How miserable he was when he didn’t confess his sins! But then he thought, “I will confess my transgressions to the Lord,” and God forgave the guilt of his sin. Now he sings, “O, the blessedness of those whose sins are forgiven!” How wonderful it is when our guilt is taken away, when we are in a right relationship with God. Joy springs up in a fresh and powerful way. The joy of sins forgiven!
Joy in Suffering with Christ
Strangely there’s also a joy in suffering with Christ. Jesus says, “Blessed are you when people hate you and when they exclude you, revile you and defame you on account of the Son of Man. Rejoice in that day and leap for joy.” How can that possibly happen when you suffer? There’s a mystery about that in the Scriptures. These things that Jesus talked about usually make us sad, discouraged and offended. But when it’s on account of the Son of Man, for the sake of Jesus, we are blessed. We are happy. We are to be glad in the assurance of great things coming. We take the long view. And in anticipation we rejoice.
You see that joy in suffering with the apostles time and again in the book of Acts when they are flogged and shamed. They go away rejoicing because they’re counted worthy to suffer shame for the sake of Jesus. That is just amazing as you ponder it. When they’re persecuted, when they’re driven away, when they’re rejected and cast out, yet they go away filled with joy and with the Holy Spirit!
This is a great new reality that came to the world in the gospel: suffering mingled with joy. People had known in the stoic tradition what it was to be unmoved in the face of disaster and loss, to keep a “stiff upper lip.” But to be happy in evil times, to rejoice when you are suffering, to celebrate when everything falls apart for you that combination was really shocking. Peter talks about a joy unspeakable and full of glory that comes to you even when you’re going through bitter trials. The gospel of Jesus produced that miracle in the lives of people. They had a capacity to celebrate even in the midst of suffering.
Joy in the Salvation of Others
There’s a third kind of joy that is especially noteworthy in the book of Acts and in the Gospel according to Luke: joy in the salvation of others. Remember Barnabas, that beautiful character in the book of Acts who was such an encourager to people? When the news came that people in Antioch, who were Gentiles coming to faith in Christ, the Jerusalem church wanted to check this out. So they sent Barnabas. When he came and saw how all these people had become believers in Jesus, he just couldn’t contain himself. He rejoiced. When he saw the grace of God, he was glad. For anyone anywhere, to become a believer in Jesus set the joy bells ringing in Barnabas’s heart.

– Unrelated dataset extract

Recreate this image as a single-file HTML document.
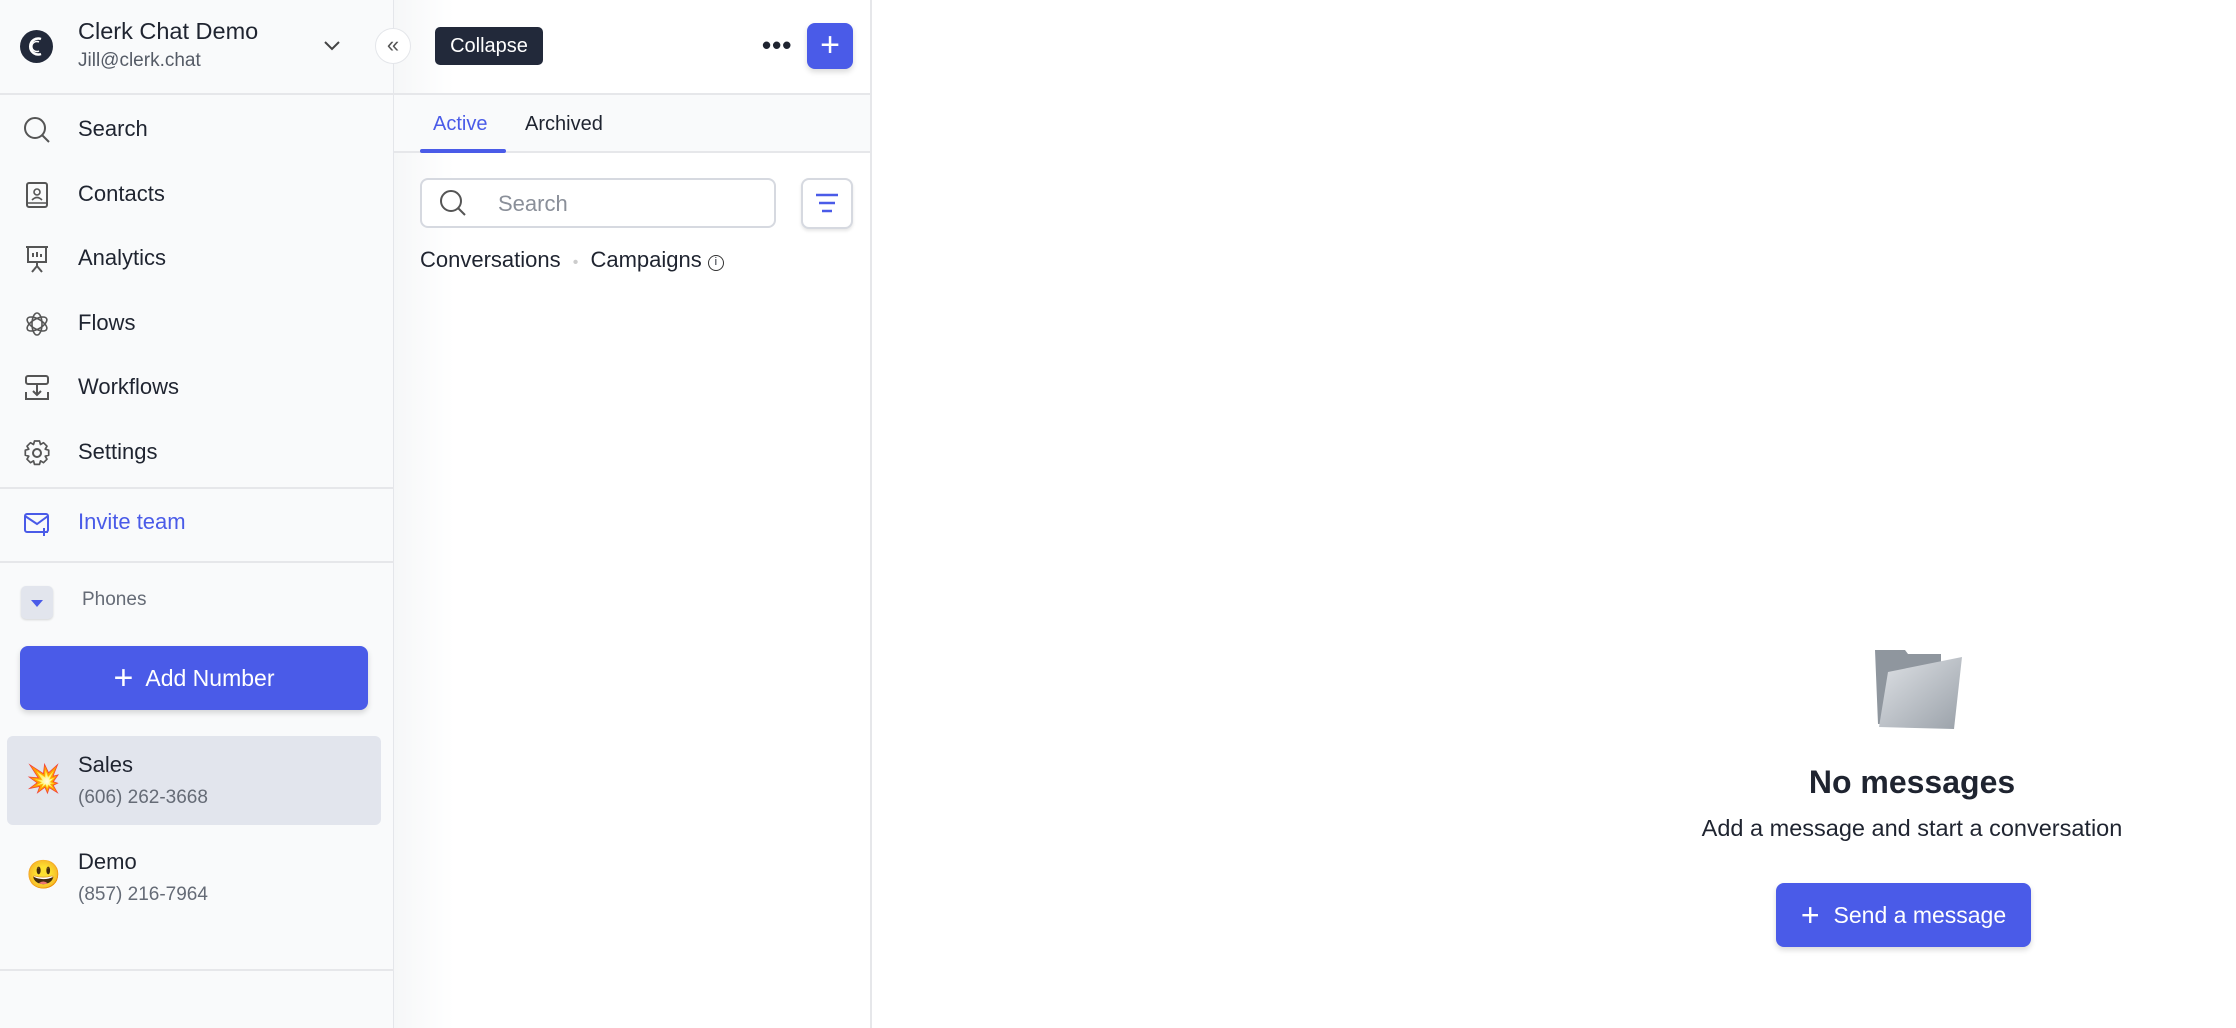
<!DOCTYPE html>
<html><head><meta charset="utf-8"><style>
*{box-sizing:border-box;margin:0;padding:0}
body{width:2236px;height:1028px;overflow:hidden;font-family:"Liberation Sans","Noto Sans CJK SC",sans-serif;color:#1f2430;background:#fff;position:relative}
.abs{position:absolute}
.side{left:0;top:0;width:394px;height:1028px;background:#f9fafb;border-right:1px solid #e4e6ea}
.hr{position:absolute;left:0;height:2px;background:#e6e7ea}
.nav{position:absolute;left:78px;font-size:22px;color:#1f2430}
.ic{position:absolute;left:22px;width:30px;height:30px}
.mid{left:394px;top:0;width:478px;height:1028px;background:linear-gradient(90deg,#f6f7f8 0,#fff 60px);border-right:2px solid #e6e7ea}
.btn{background:#4a5be8;color:#fff;border-radius:8px;box-shadow:0 3px 6px rgba(0,0,0,.15)}
</style></head><body>
<div class="abs side">
  <svg class="abs" style="left:20px;top:30px" width="33" height="33" viewBox="0 0 33 33"><circle cx="16.5" cy="16.5" r="16.5" fill="#22293a"/><path d="M21 9a8 8 0 1 0 0 15" fill="none" stroke="#fff" stroke-width="2.5"/><path d="M19 12a5 5 0 1 0 0 9" fill="none" stroke="#fff" stroke-width="1.5"/></svg>
  <div class="abs" style="left:78px;top:18px;font-size:23.5px;font-weight:500">Clerk Chat Demo</div>
  <div class="abs" style="left:78px;top:50px;font-size:19px;color:#555b66">Jill@clerk.chat</div>
  <svg class="abs" style="left:322px;top:38px" width="20" height="14" viewBox="0 0 20 14"><path d="M3 4l7 7 7-7" fill="none" stroke="#444" stroke-width="2"/></svg>
  <div class="hr" style="top:93px;width:394px"></div>
  <svg class="ic" style="top:115px" viewBox="0 0 30 30"><circle cx="13" cy="13" r="10" fill="none" stroke="#555" stroke-width="2"/><path d="M20 20l7 7" stroke="#555" stroke-width="2"/></svg>
  <div class="nav" style="top:116px">Search</div>
  <svg class="ic" style="top:180px" viewBox="0 0 30 30"><rect x="5" y="3" width="20" height="24" rx="2" fill="none" stroke="#555" stroke-width="2"/><circle cx="15" cy="12" r="3" fill="none" stroke="#555" stroke-width="1.6"/><path d="M10 20q5-5 10 0M5 23h20" stroke="#555" stroke-width="1.6" fill="none"/></svg>
  <div class="nav" style="top:181px">Contacts</div>
  <svg class="ic" style="top:244px" viewBox="0 0 30 30"><path d="M4 3h22M6 3v15h18V3M15 18v4M10 28l5-6 5 6M11 13v-4M15 13V8M19 13v-3" stroke="#555" stroke-width="2" fill="none"/></svg>
  <div class="nav" style="top:245px">Analytics</div>
  <svg class="ic" style="top:309px" viewBox="0 0 30 30" fill="none" stroke="#555" stroke-width="1.6"><ellipse cx="15" cy="15" rx="5" ry="11"/><ellipse cx="15" cy="15" rx="5" ry="11" transform="rotate(60 15 15)"/><ellipse cx="15" cy="15" rx="5" ry="11" transform="rotate(120 15 15)"/></svg>
  <div class="nav" style="top:310px">Flows</div>
  <svg class="ic" style="top:373px" viewBox="0 0 30 30"><rect x="4" y="3" width="22" height="8" rx="2" fill="none" stroke="#555" stroke-width="2"/><path d="M4 19v7h22v-7M15 11v11M11 18l4 4 4-4" fill="none" stroke="#555" stroke-width="2"/></svg>
  <div class="nav" style="top:374px">Workflows</div>
  <svg class="ic" style="top:438px" viewBox="0 0 30 30"><path d="M12.5 3h5l1 3.5 3-1.8 3.5 3.5-1.8 3 3.5 1v5l-3.5 1 1.8 3-3.5 3.5-3-1.8-1 3.5h-5l-1-3.5-3 1.8-3.5-3.5 1.8-3-3.5-1v-5l3.5-1-1.8-3 3.5-3.5 3 1.8z" fill="none" stroke="#555" stroke-width="1.7" stroke-linejoin="round"/><circle cx="15" cy="15" r="4" fill="none" stroke="#555" stroke-width="2"/></svg>
  <div class="nav" style="top:439px">Settings</div>
  <div class="hr" style="top:487px;width:394px"></div>
  <svg class="ic" style="top:508px" viewBox="0 0 30 30"><rect x="3" y="6" width="23" height="18" rx="2" fill="none" stroke="#4a5be8" stroke-width="2"/><path d="M3 8l12 8 11-8M22 20v8M18 24h8" fill="none" stroke="#4a5be8" stroke-width="2"/></svg>
  <div class="nav" style="top:509px;color:#4a5be8">Invite team</div>
  <div class="hr" style="top:561px;width:394px"></div>
  <div class="abs" style="left:21px;top:586px;width:32px;height:33px;border-radius:5px;background:#e2e5ed;box-shadow:0 1px 2px rgba(0,0,0,.15)"><svg width="32" height="33"><path d="M10 14h12l-6 7z" fill="#4a5be8"/></svg></div>
  <div class="abs" style="left:82px;top:589px;font-size:19px;color:#656b76">Phones</div>
  <div class="abs btn" style="left:20px;top:646px;width:348px;height:64px;font-size:23px;line-height:64px;text-align:center"><span style="font-size:34px;font-weight:300;vertical-align:-3px;margin-right:12px">+</span>Add Number</div>
  <div class="abs" style="left:7px;top:736px;width:374px;height:89px;background:#e2e5ed;border-radius:6px"></div>
  <div class="abs" style="left:26px;top:762px;font-size:28px">💥</div>
  <div class="abs" style="left:78px;top:752px;font-size:22px">Sales</div>
  <div class="abs" style="left:78px;top:787px;font-size:19px;color:#656b76">(606) 262-3668</div>
  <div class="abs" style="left:26px;top:858px;font-size:28px">😃</div>
  <div class="abs" style="left:78px;top:849px;font-size:22px">Demo</div>
  <div class="abs" style="left:78px;top:884px;font-size:19px;color:#656b76">(857) 216-7964</div>
  <div class="hr" style="top:969px;width:394px"></div>
</div>
<div class="abs mid">
  <div class="hr" style="top:93px;width:478px"></div>
  <div class="abs" style="left:0;top:95px;width:476px;height:58px;background:#f9fafb;border-bottom:2px solid #e6e7ea"></div>
  <div class="abs" style="left:39px;top:113px;font-size:20px;color:#4a5be8">Active</div>
  <div class="abs" style="left:26px;top:149px;width:86px;height:4px;background:#4a5be8;border-radius:2px"></div>
  <div class="abs" style="left:131px;top:113px;font-size:20px">Archived</div>
  <div class="abs" style="left:26px;top:178px;width:356px;height:50px;border:2px solid #d6d9e0;border-radius:8px;background:#fff"></div>
  <svg class="abs" style="left:44px;top:188px" width="30" height="30"><circle cx="13" cy="13" r="10" fill="none" stroke="#555" stroke-width="2"/><path d="M20 20l7 7" stroke="#555" stroke-width="2"/></svg>
  <div class="abs" style="left:104px;top:191px;font-size:22px;color:#8a8f99">Search</div>
  <div class="abs" style="left:407px;top:178px;width:52px;height:51px;border:2px solid #d6d9e0;border-radius:8px;background:#fff;box-shadow:0 2px 3px rgba(0,0,0,.1)"><svg width="48" height="47"><path d="M13 15h22M16 23h16M19 31h10" stroke="#4a5be8" stroke-width="2.4"/></svg></div>
  <div class="abs" style="left:26px;top:247px;font-size:22px">Conversations <span style="color:#ccc;font-size:16px;margin:0 6px">•</span> Campaigns <span style="display:inline-block;width:16px;height:16px;border:1.5px solid #333;border-radius:50%;text-align:center;line-height:13px;font-size:11px;vertical-align:2px">i</span></div>
  <div class="abs" style="left:41px;top:27px;width:108px;height:38px;background:#22293a;border-radius:5px;color:#fff;font-size:20px;line-height:38px;text-align:center">Collapse</div>
  <div class="abs" style="left:368px;top:30px;font-size:26px;font-weight:bold;letter-spacing:1px">•••</div>
  <div class="abs btn" style="left:413px;top:23px;width:46px;height:46px;font-size:34px;line-height:44px;text-align:center;font-weight:300">+</div>
</div>
<div class="abs" style="left:375px;top:28px;width:36px;height:36px;border-radius:50%;background:#fff;border:1px solid #e4e6ea;font-size:22px;line-height:32px;text-align:center;color:#555">«</div>
<svg class="abs" style="left:1870px;top:642px" width="94" height="90" viewBox="0 0 94 90"><defs><linearGradient id="g" x1="0" y1="0" x2="1" y2="1"><stop offset="0" stop-color="#dfe2e6"/><stop offset="1" stop-color="#9aa1a9"/></linearGradient></defs><path d="M5 8h30l3 4h33v70H8z" fill="#8f969e"/><path d="M18 30l74-15-8 72-75 -2z" fill="url(#g)"/></svg>
<div class="abs" style="left:1642px;top:764px;width:540px;text-align:center;font-size:32px;font-weight:bold">No messages</div>
<div class="abs" style="left:1622px;top:815px;width:580px;text-align:center;font-size:23.5px">Add a message and start a conversation</div>
<div class="abs btn" style="left:1776px;top:883px;width:255px;height:64px;font-size:23px;line-height:64px;text-align:center"><span style="font-size:32px;font-weight:300;vertical-align:-3px;margin-right:14px">+</span>Send a message</div>
</body></html>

In Acts 15 we read how Barnabas and Saul come back from their missionary work and tell about the conversion of many Gentiles. As a result, all the believers are filled with joy. But the most striking example of this joy is in the parables that Jesus told about the lost coin, the lost sheep and the lost son. In every one of these, there is tremendous joy when the coin is found, when the sheep is brought back, when the son returns. And Jesus says that there is joy in the presence of the angels of God over one sinner who repents.
That apparently is what sets off celebration in heaven. And it’s not only the angels but the One who is in the presence of the angels, the Lord himself. The heart of God is satisfied. Heaven’s joy on earth is especially pictured in the marvelous parable of the prodigal son. The father is one of the Bible’s most moving, revealing pictures of God. God is the one we have grieved, dishonored and turned away from. But in Christ he’s looking for us, longing over us, wanting us back. And when we turn our steps homeward, he comes running to meet us, showering love, welcome and forgiveness on us. God’s joy knows no bounds. The father says, “This my son was dead and he’s alive again. He was lost and is found.” That’s the greatest celebration both in heaven and on earth.
Questions for us
Questions for us arise out of this. Have we tasted the joy of confession and forgiveness? God wants that for each of us, not to be haunted by unresolved guilt but to freely acknowledge all our sins and failings to the Father, receiving his full forgiveness in Christ. Joy springing up because our sins have been forgiven has that been your experience? It can be today. If you put your trust in Christ and confess your sins to God, you’ll taste this wonderful joy.
And how about sorrow? Are you finding joy even in the midst of sorrow? All of us know sorrow, suffering and loss. Are we living in such fellowship with the Lord that joy keeps springing up even in the midst of pain? Jesus said “I have spoken these things to you so that my joy might be in you, and that your joy might be full.” We know that invincible joy, Jesus says, as we abide in him.
Now a last question. Does joy flood our hearts when others come to Christ? That’s the final test. Does it matter deeply to us that others should find new life in the Savior? Oh, a number of people I pray for have come to Christ and have filled my life with gladness. But some I still yearn over and pray for. I’m anticipating the joy that will erupt when they will believe. “Lord, let them come home soon!”
If we can’t rejoice in this, maybe it’s because we don’t know the joy of salvation ourselves. I pray that you today may have this great and lasting joy. Let me say this word of Samuel Rutherford to you. “Your heaven would be two heavens to me!”